The Vancouver Epic Expo felt like a successful event by all accounts. A lot of effort went into the production, setting up, presentations and products that were incorporated. And we had a great time taking the kids there on Saturday. But was it sustainable?
If you believe that the path to sustainability is through buying things, then you may be tempted to answer, “yes, of course, it is the epitome of sustainable, look their tag line is, ‘Style Meets Sustainability’!”

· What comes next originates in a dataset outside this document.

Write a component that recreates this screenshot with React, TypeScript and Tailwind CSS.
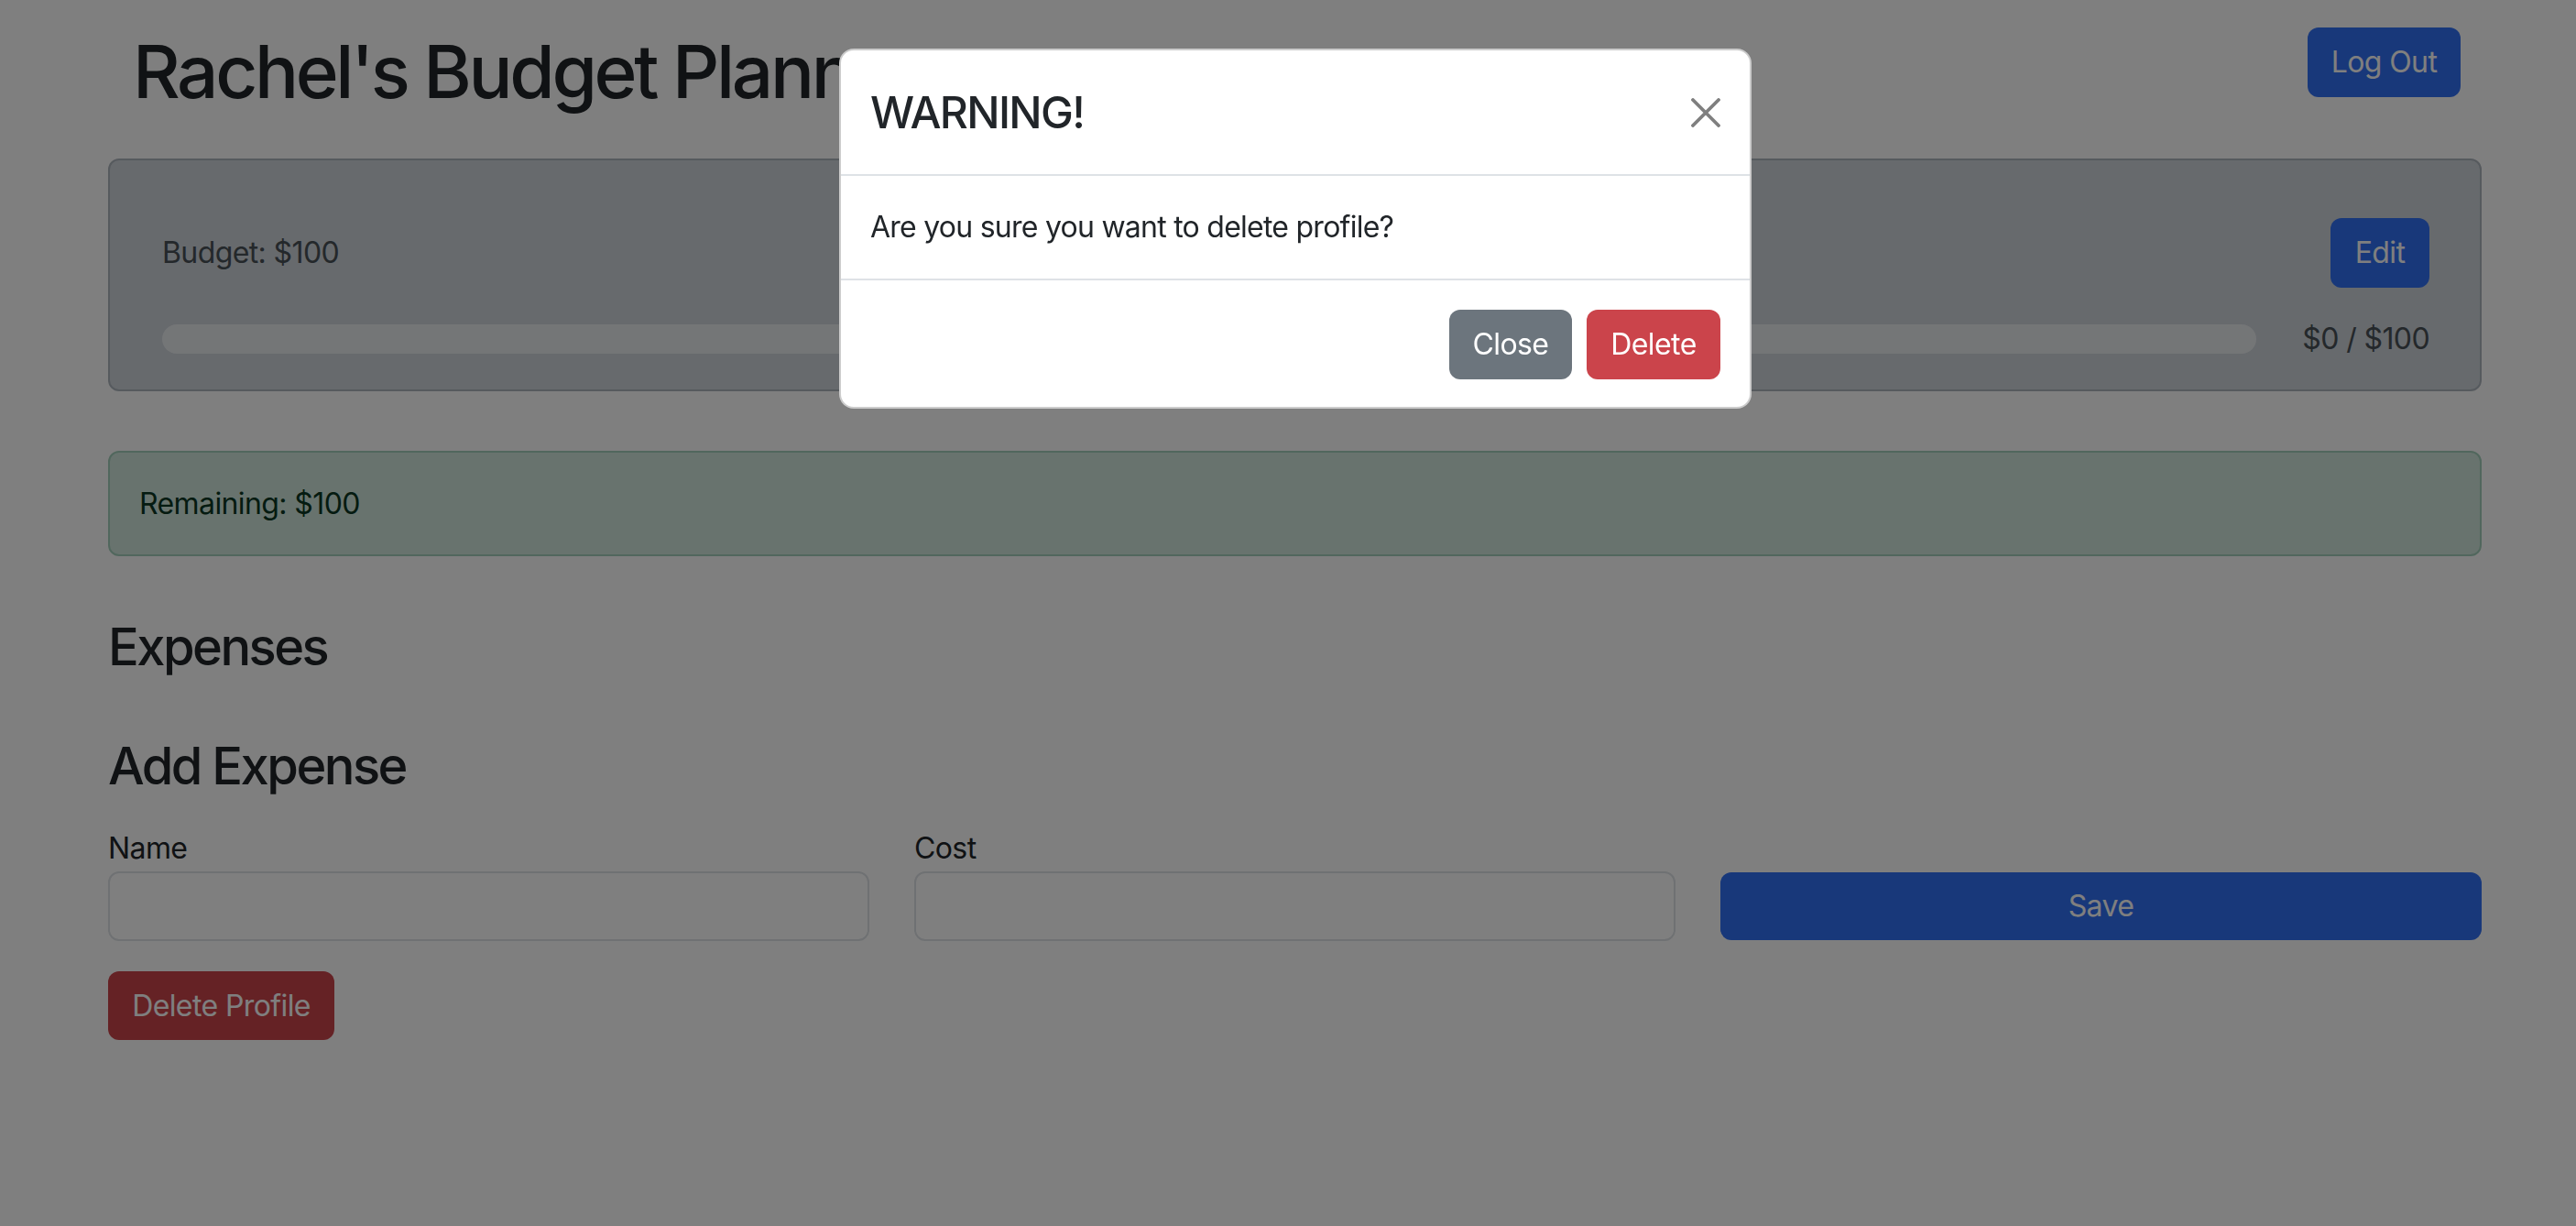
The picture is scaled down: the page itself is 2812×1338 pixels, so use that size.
import { useState } from 'react'

function CloseIcon() {
  return (
    <svg viewBox="0 0 16 16" className="h-[32px] w-[32px]" fill="none">
      <path d="M1 1L15 15M15 1L1 15" stroke="#000" strokeOpacity="0.5" strokeWidth="1.9" strokeLinecap="round" />
    </svg>
  )
}

function BudgetCard() {
  return (
    <div className="mt-[47px] rounded-[12px] border-2 border-[#adb5bd] bg-[#ced4da] pt-[63px] pr-[55px] pb-[31px] pl-[57px] text-[#495057]">
      <div className="flex h-[76px] items-center justify-between">
        <span className="text-[32px] leading-[48px]">Budget: $100</span>
        <button className="h-[76px] w-[108px] rounded-[12px] bg-[#3170f4] text-[32px] text-white">Edit</button>
      </div>
      <div className="mt-[32px] flex items-center gap-[50px]">
        <div className="h-[32px] flex-1 rounded-full bg-[#e9ecef]" />
        <span className="text-[32px] leading-[48px]">$0 / $100</span>
      </div>
    </div>
  )
}

function ExpenseForm() {
  return (
    <div>
      <h3 className="mt-[63px] text-[56px] leading-[67px] font-medium tracking-[-0.045em]">Add Expense</h3>
      <div className="mt-[32px] grid grid-cols-3 items-end gap-x-[49px]">
        <div>
          <label className="block text-[32px] leading-[48px]">Name</label>
          <input className="mt-[1px] block h-[76px] w-full rounded-[12px] border-2 border-[#dee2e6] bg-white px-[24px] text-[32px]" />
        </div>
        <div>
          <label className="block text-[32px] leading-[48px]">Cost</label>
          <input className="mt-[1px] block h-[76px] w-full rounded-[12px] border-2 border-[#dee2e6] bg-white px-[24px] text-[32px]" />
        </div>
        <button className="mb-[1px] h-[74px] w-full rounded-[12px] bg-[#3170f4] text-[32px] text-white">Save</button>
      </div>
    </div>
  )
}

function DeleteModal({ onClose }: { onClose: () => void }) {
  return (
    <div className="fixed inset-0 bg-black/50">
      <div className="mt-[53px] ml-[916px] w-[996px] overflow-hidden rounded-[16px] border-2 border-black/20 bg-white text-[#212529]">
        <div className="flex h-[137px] items-center justify-between border-b-2 border-[#dee2e6] px-[32px]">
          <div className="text-[48px] leading-[58px] font-medium tracking-[-0.035em]">WARNING!</div>
          <button onClick={onClose}>
            <CloseIcon />
          </button>
        </div>
        <div className="flex h-[112px] items-center px-[32px] text-[32px] leading-[48px] tracking-[-0.75px]">
          Are you sure you want to delete profile?
        </div>
        <div className="flex h-[140px] items-center justify-end gap-[16px] border-t-2 border-[#dee2e6] px-[32px] pt-[2px]">
          <button onClick={onClose} className="h-[76px] w-[134px] rounded-[12px] bg-[#6c757d] text-[32px] text-white">
            Close
          </button>
          <button className="h-[76px] w-[146px] rounded-[12px] bg-[#cb444b] text-[32px] text-white">Delete</button>
        </div>
      </div>
    </div>
  )
}

export default function App() {
  const [showModal, setShowModal] = useState(true)

  return (
    <div className="relative min-h-screen w-full bg-white font-['Inter',sans-serif] tracking-[-0.6px] text-[#212529]">
      <div className="ml-[118px] w-[2591px]">
        <header className="flex items-start justify-between pt-[30px]">
          <h1 className="ml-[27px] text-[80px] leading-[96px] font-medium tracking-[-0.042em]">Rachel's Budget Planner</h1>
          <button className="mr-[23px] h-[76px] w-[167px] rounded-[12px] bg-[#3170f4] text-[32px] text-white">
            Log Out
          </button>
        </header>

        <BudgetCard />

        <div className="mt-[65px] rounded-[12px] border-2 border-[#a3cfbb] bg-[#d1e7dd] px-[32px] pt-[32px] pb-[31px] text-[32px] leading-[48px] text-[#0a3622]">
          Remaining: $100
        </div>

        <h3 className="mt-[66px] text-[56px] leading-[67px] font-medium tracking-[-0.045em]">Expenses</h3>

        <ExpenseForm />

        <button
          onClick={() => setShowModal(true)}
          className="mt-[33px] h-[75px] w-[247px] rounded-[12px] bg-[#cb444b] text-[32px] text-white"
        >
          Delete Profile
        </button>
      </div>

      {showModal && <DeleteModal onClose={() => setShowModal(false)} />}
    </div>
  )
}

There was the usual assortment of organic products, ranging from bedding to cosmetics, through beer to bananas, with a strong focus on fair trade products. Toyota, and other car manufacturers were there with some of their latest “sustainable” products, including test drives. There were canning presentations, lots of food samples, and I think we really got out money’s worth in free beer, tea and coffee, as well as a generous slice of fair trade chocolate cake. I’m all for foods and beverages that are better for the environment, taste good, and I don’t mind a small sales pitch about the virtues of any product that is genuinely “green”, (hopefully not just “greener”)
Metro Vancouver had a display where they presented on a number of the sustainability initiatives that they are working on, and from the kids perspective, one of the best displays was the “Return It” stand, where they showed what happens to recycled products, they two guys manning the stand were excellent at engaging the kids and getting them thinking about the products and answering questions. The things I enjoyed most were the displays where there was no product to sell, just great information in a setting where learning and asking questions is OK.

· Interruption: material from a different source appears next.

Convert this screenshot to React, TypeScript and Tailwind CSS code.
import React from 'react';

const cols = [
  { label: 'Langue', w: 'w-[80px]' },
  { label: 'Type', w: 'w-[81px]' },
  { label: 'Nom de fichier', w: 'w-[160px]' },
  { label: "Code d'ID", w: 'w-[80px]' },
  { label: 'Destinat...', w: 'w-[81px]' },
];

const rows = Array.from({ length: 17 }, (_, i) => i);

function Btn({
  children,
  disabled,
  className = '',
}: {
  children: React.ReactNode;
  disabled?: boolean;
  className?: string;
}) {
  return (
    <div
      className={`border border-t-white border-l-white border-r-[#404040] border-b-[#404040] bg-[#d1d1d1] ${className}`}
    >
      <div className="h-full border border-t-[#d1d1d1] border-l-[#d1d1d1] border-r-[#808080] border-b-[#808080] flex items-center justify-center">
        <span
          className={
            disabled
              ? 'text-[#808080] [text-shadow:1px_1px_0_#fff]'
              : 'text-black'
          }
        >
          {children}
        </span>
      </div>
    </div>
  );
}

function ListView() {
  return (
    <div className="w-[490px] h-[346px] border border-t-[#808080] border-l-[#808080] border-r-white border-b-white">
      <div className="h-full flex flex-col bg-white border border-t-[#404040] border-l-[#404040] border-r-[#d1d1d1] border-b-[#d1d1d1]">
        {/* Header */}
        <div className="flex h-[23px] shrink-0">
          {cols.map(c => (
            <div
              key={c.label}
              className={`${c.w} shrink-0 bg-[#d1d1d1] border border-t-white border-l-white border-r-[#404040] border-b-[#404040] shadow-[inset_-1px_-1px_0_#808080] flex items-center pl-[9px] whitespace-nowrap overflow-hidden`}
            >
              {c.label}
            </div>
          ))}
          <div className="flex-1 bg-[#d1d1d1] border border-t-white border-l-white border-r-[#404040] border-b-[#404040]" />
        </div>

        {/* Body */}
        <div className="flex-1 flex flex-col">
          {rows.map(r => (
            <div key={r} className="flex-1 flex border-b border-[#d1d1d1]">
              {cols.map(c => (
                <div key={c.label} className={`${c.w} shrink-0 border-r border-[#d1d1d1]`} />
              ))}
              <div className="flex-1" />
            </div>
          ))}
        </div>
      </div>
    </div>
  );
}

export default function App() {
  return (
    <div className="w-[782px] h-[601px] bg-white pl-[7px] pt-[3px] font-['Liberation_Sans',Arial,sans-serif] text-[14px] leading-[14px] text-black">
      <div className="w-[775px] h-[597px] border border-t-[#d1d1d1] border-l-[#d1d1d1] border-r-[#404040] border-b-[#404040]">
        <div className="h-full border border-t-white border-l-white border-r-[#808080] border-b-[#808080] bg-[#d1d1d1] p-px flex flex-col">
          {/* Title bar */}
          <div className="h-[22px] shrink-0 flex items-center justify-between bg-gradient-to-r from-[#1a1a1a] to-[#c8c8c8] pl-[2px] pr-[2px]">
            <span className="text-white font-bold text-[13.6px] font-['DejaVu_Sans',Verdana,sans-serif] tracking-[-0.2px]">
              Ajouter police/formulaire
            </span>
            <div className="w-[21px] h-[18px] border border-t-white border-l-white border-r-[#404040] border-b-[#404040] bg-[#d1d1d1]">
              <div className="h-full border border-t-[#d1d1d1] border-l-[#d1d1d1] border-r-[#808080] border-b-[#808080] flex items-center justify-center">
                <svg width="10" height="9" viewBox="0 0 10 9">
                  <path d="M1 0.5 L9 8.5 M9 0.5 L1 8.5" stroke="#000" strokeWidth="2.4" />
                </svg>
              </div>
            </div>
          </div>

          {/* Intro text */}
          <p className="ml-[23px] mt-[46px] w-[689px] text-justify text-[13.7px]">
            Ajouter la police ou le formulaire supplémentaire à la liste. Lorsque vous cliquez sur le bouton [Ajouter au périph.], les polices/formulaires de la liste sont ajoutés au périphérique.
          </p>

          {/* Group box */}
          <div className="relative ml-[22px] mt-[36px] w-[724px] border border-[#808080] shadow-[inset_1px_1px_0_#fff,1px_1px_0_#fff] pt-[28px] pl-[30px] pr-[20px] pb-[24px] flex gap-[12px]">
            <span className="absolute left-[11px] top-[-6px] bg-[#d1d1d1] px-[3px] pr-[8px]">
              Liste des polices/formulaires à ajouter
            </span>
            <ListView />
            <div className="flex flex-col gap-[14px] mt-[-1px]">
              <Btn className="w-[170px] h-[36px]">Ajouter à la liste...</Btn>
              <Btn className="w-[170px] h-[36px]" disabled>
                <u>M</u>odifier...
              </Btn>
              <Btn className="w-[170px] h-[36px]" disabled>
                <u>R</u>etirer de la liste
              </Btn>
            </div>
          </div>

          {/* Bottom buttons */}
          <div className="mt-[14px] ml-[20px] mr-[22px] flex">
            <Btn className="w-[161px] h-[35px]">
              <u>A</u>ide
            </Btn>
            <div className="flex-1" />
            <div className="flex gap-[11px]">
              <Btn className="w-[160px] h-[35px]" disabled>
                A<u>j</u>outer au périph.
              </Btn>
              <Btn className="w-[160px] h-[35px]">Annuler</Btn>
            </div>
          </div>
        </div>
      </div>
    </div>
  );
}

It was the presentations that were missing that bothered me. With the expo dominated by “products”, some of seemingly dubious sustainability, it appeared that the non profits had been crowded out. Where was the information on feedlots or pesticides. Where were the backyard chickens, the root cellars, the thrift store shopping tips, the worm farms, the composting toilets, rainwater harvesting displays and building material reuse experts. I get the feeling that even in Vancouver, a city that embraces the notion of sustainability more than most Canadian cities, many of these ideas are counter cultural, as though people expect the sanitized version of sustainability. Technology and new products will play a role in moving our society toward sustainability, however, many of our problems will likely be solved only by scaling back our use of particular technologies that are damaging the environment.
The culture of sustainability as it stands in North America, is most definitely one of consumerism. Ideas that involve increased work, reduced levels of comfort or apparent status or the perception of “going backward” will never take hold in a mainstream way while we continue to be enamoured with concepts like growth and progress. A lot of what was on show over the weekend really just supports a way of life that cannot be continued indefinitely – we’re on the right track, but we appear to be falling behind in making progress on metrics that matter for life in general – farmland, pollinators, pollution, potable water, toxins, and resource extraction.
I know it’s a pipe dream, but these are the topics that I’d like to see tackled at a sustainability expo, am I kidding myself?